• [RECORDED DATA]

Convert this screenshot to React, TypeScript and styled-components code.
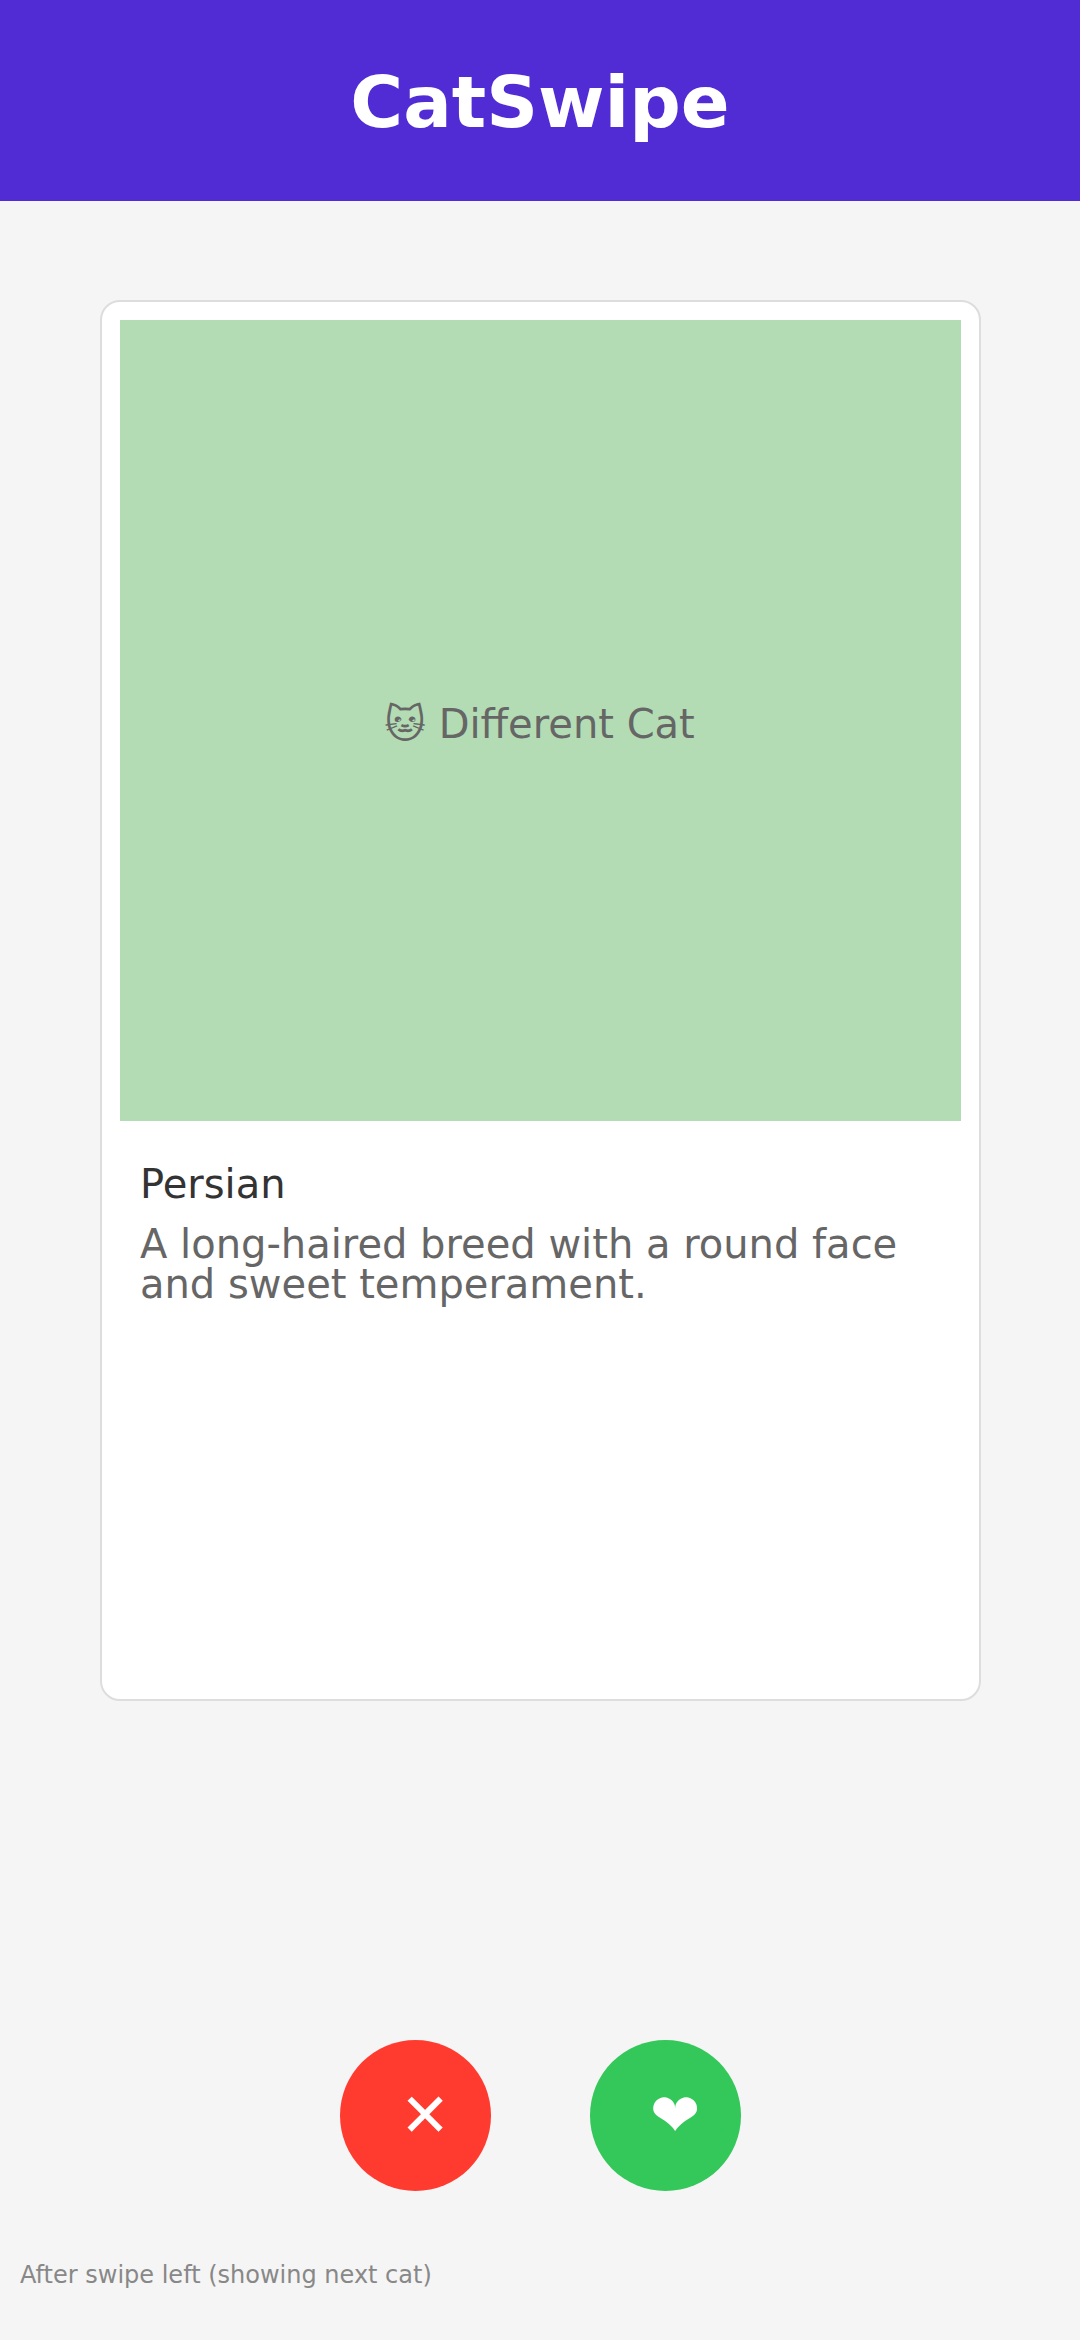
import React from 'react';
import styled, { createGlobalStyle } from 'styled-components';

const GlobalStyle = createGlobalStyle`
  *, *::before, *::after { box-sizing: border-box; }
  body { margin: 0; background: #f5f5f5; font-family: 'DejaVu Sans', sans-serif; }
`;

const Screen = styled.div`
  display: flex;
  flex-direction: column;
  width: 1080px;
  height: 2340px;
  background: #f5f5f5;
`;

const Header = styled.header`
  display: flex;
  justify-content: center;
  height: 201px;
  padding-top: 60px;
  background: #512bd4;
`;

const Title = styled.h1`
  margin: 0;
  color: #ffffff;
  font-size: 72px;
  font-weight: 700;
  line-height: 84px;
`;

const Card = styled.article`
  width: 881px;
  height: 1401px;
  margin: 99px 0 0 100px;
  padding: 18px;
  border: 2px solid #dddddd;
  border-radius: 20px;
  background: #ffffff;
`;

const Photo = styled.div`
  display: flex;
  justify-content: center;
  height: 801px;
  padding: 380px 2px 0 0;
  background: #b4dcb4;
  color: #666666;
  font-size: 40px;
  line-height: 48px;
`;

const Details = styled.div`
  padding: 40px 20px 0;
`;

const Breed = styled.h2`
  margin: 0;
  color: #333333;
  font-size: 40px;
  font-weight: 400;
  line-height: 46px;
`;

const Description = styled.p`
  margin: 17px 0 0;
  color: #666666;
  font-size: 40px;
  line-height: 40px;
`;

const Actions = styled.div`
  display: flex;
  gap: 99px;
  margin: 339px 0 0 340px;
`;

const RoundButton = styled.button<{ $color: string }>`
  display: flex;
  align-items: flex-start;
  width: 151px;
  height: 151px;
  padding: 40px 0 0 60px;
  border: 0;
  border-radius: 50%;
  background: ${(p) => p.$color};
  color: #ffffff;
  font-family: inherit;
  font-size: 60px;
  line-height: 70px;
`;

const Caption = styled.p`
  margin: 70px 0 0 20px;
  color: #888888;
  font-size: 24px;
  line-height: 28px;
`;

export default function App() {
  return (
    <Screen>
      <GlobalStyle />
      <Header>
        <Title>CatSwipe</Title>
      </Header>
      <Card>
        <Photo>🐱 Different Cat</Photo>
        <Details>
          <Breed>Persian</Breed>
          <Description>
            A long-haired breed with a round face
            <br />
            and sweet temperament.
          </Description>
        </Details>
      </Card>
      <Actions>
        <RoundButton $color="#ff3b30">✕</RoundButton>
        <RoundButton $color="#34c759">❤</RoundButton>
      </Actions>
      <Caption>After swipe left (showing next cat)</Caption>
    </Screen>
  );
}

• [EXERCISE REQUIREMENTS] Leaving the pictures aside, transcribe the entire listing exactly.

• [EXERCISE ANSWER]
Convert this screenshot to React, TypeScript and styled-components code.
import React from 'react';
import styled, { createGlobalStyle } from 'styled-components';

const GlobalStyle = createGlobalStyle`
  *, *::before, *::after { box-sizing: border-box; }
  body { margin: 0; background: #f5f5f5; font-family: 'DejaVu Sans', sans-serif; }
`;

const Screen = styled.div`
  display: flex;
  flex-direction: column;
  width: 1080px;
  height: 2340px;
  background: #f5f5f5;
`;

const Header = styled.header`
  display: flex;
  justify-content: center;
  height: 201px;
  padding-top: 60px;
  background: #512bd4;
`;

const Title = styled.h1`
  margin: 0;
  color: #ffffff;
  font-size: 72px;
  font-weight: 700;
  line-height: 84px;
`;

const Card = styled.article`
  width: 881px;
  height: 1401px;
  margin: 99px 0 0 100px;
  padding: 18px;
  border: 2px solid #dddddd;
  border-radius: 20px;
  background: #ffffff;
`;

const Photo = styled.div`
  display: flex;
  justify-content: center;
  height: 801px;
  padding: 380px 2px 0 0;
  background: #b4dcb4;
  color: #666666;
  font-size: 40px;
  line-height: 48px;
`;

const Details = styled.div`
  padding: 40px 20px 0;
`;

const Breed = styled.h2`
  margin: 0;
  color: #333333;
  font-size: 40px;
  font-weight: 400;
  line-height: 46px;
`;

const Description = styled.p`
  margin: 17px 0 0;
  color: #666666;
  font-size: 40px;
  line-height: 40px;
`;

const Actions = styled.div`
  display: flex;
  gap: 99px;
  margin: 339px 0 0 340px;
`;

const RoundButton = styled.button<{ $color: string }>`
  display: flex;
  align-items: flex-start;
  width: 151px;
  height: 151px;
  padding: 40px 0 0 60px;
  border: 0;
  border-radius: 50%;
  background: ${(p) => p.$color};
  color: #ffffff;
  font-family: inherit;
  font-size: 60px;
  line-height: 70px;
`;

const Caption = styled.p`
  margin: 70px 0 0 20px;
  color: #888888;
  font-size: 24px;
  line-height: 28px;
`;

export default function App() {
  return (
    <Screen>
      <GlobalStyle />
      <Header>
        <Title>CatSwipe</Title>
      </Header>
      <Card>
        <Photo>🐱 Different Cat</Photo>
        <Details>
          <Breed>Persian</Breed>
          <Description>
            A long-haired breed with a round face
            <br />
            and sweet temperament.
          </Description>
        </Details>
      </Card>
      <Actions>
        <RoundButton $color="#ff3b30">✕</RoundButton>
        <RoundButton $color="#34c759">❤</RoundButton>
      </Actions>
      <Caption>After swipe left (showing next cat)</Caption>
    </Screen>
  );
}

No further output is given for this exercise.